## REQUIRED TASK
Pick out the lines below with "that" and list them.
+++++
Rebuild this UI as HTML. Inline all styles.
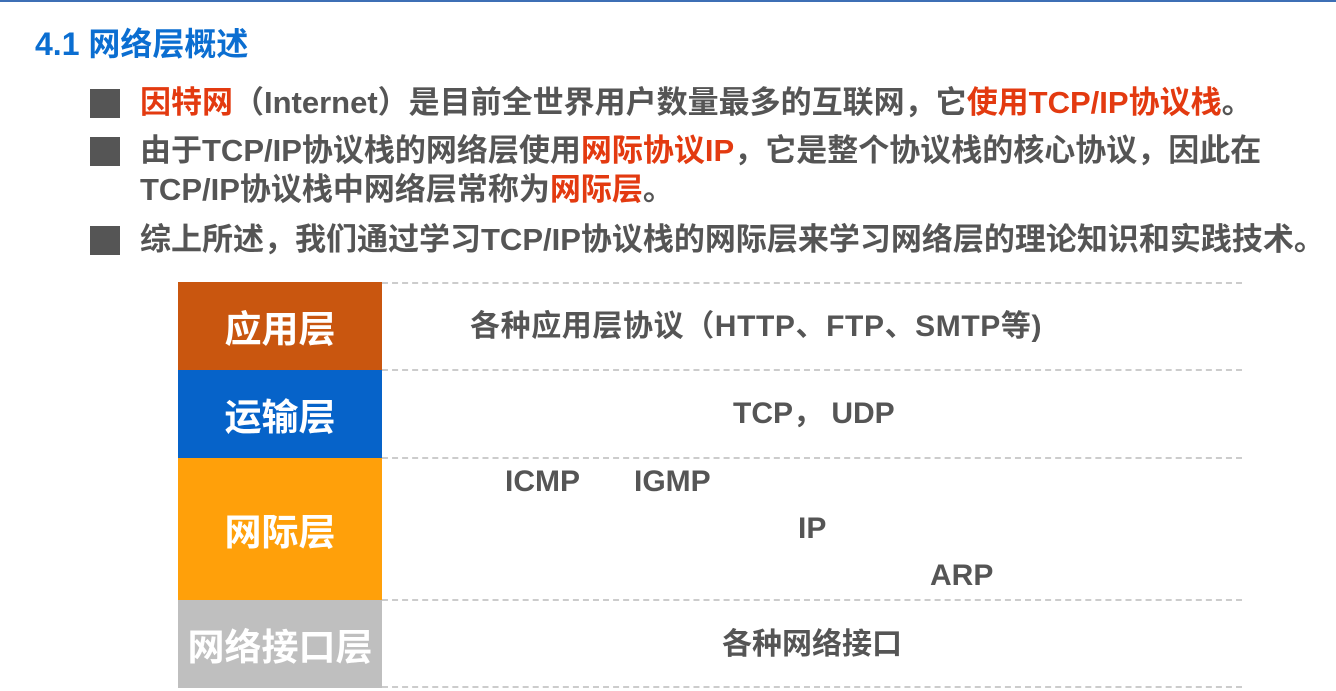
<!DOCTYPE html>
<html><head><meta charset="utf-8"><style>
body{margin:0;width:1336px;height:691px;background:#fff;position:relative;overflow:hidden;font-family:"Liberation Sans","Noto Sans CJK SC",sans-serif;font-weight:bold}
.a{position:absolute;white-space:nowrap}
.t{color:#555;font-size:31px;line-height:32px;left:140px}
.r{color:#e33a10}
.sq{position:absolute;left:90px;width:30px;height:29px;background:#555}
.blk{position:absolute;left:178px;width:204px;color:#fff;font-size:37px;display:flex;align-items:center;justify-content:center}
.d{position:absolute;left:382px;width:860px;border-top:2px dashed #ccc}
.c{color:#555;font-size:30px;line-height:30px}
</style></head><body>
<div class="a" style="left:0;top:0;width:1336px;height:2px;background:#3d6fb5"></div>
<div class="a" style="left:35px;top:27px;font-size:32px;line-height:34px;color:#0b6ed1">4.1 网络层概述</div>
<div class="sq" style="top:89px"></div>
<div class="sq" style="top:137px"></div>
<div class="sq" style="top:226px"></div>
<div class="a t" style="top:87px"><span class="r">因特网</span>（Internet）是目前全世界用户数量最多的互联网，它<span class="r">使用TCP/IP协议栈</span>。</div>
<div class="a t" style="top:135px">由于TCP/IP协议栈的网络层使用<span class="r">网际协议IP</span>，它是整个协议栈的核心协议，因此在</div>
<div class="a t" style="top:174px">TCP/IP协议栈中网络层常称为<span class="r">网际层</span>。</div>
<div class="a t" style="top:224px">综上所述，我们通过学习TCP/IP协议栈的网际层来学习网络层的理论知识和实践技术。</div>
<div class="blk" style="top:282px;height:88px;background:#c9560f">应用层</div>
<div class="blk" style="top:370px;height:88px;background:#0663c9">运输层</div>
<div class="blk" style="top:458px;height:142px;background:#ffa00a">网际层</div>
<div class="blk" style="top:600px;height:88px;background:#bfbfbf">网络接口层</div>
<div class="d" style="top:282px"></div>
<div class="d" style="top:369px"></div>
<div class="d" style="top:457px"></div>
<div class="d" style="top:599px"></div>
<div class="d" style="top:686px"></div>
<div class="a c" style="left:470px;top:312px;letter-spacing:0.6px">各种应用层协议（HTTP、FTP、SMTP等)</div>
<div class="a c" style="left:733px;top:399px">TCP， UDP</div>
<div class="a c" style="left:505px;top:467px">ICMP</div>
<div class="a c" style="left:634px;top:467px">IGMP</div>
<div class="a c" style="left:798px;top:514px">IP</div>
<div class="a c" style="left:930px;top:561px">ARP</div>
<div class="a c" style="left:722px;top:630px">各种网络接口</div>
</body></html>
+++++
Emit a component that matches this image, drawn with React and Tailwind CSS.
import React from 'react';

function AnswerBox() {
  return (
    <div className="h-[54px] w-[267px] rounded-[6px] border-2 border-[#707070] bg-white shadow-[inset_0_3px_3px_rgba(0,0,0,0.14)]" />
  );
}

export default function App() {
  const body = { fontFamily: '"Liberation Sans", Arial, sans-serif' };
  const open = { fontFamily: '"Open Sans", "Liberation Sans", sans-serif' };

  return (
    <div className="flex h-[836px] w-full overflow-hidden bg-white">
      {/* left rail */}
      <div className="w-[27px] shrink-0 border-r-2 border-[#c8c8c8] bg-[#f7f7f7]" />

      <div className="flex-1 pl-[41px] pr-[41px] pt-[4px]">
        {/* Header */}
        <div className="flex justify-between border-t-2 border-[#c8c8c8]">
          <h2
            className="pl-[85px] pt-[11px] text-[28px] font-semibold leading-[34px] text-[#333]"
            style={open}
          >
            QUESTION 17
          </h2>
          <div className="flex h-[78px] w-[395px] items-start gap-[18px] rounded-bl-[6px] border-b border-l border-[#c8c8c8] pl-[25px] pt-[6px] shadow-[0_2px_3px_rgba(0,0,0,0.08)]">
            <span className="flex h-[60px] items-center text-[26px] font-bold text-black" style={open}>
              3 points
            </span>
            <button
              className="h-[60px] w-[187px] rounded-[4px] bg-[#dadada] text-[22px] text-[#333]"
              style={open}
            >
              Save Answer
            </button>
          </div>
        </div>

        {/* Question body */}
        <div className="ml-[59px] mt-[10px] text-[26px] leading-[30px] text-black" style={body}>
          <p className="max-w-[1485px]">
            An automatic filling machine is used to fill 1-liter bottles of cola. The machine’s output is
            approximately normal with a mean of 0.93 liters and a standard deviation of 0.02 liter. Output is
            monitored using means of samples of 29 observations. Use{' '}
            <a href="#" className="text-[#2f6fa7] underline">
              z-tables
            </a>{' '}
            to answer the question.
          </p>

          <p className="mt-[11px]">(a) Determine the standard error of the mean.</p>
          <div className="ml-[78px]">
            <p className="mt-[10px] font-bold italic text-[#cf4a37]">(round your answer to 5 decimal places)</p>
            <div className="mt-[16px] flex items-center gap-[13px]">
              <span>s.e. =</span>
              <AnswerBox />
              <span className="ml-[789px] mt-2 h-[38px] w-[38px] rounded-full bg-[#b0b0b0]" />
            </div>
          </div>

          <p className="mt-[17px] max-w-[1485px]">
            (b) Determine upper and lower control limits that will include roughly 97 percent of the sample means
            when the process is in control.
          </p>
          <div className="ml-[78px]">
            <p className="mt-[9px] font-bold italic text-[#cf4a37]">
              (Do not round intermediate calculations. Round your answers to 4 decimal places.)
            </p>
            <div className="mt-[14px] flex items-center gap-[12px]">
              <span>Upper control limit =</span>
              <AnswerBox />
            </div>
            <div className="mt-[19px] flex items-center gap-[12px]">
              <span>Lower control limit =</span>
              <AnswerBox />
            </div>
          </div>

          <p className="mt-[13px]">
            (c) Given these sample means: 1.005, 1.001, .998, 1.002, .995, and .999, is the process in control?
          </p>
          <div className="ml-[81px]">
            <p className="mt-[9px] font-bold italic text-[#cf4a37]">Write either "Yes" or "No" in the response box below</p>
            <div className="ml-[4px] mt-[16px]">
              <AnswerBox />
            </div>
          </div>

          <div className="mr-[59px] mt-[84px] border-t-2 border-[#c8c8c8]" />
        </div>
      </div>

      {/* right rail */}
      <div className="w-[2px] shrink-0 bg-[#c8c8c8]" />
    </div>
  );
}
+++++
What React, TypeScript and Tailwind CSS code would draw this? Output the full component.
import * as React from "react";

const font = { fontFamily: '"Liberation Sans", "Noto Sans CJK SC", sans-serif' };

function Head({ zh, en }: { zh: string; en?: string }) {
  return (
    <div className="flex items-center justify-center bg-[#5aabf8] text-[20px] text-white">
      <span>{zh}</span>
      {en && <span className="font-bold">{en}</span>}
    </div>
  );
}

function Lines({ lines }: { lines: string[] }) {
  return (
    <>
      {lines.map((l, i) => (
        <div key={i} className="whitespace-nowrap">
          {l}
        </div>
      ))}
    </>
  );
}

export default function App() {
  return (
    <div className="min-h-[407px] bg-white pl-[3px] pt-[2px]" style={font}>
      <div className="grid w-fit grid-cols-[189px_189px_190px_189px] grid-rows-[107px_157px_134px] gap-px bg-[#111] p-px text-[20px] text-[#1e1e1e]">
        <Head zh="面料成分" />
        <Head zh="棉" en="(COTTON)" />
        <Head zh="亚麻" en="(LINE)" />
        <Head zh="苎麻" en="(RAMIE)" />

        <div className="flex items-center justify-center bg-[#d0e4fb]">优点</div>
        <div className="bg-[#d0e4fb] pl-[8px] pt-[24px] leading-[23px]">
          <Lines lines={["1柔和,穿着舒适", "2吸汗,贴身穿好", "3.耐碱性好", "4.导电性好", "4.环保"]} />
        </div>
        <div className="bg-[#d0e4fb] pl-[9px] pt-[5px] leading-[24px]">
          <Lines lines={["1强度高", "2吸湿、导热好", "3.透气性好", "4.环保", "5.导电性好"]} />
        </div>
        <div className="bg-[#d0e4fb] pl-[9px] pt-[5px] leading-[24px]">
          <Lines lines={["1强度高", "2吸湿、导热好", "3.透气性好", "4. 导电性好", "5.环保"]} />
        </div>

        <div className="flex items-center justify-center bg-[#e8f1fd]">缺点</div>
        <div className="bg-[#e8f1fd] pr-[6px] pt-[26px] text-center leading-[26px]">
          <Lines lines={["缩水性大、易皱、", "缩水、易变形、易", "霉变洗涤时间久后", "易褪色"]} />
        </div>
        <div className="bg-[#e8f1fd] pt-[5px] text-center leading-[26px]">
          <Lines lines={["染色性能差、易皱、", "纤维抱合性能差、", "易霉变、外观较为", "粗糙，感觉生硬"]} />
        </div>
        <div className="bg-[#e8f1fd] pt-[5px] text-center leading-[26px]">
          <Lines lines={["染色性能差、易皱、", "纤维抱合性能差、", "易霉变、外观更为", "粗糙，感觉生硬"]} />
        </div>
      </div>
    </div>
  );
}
+++++
## CORRECT RESPONSE
Emit a component that matches this image, drawn with React and Tailwind CSS.
            (b) Determine upper and lower control limits that will include roughly 97 percent of the sample means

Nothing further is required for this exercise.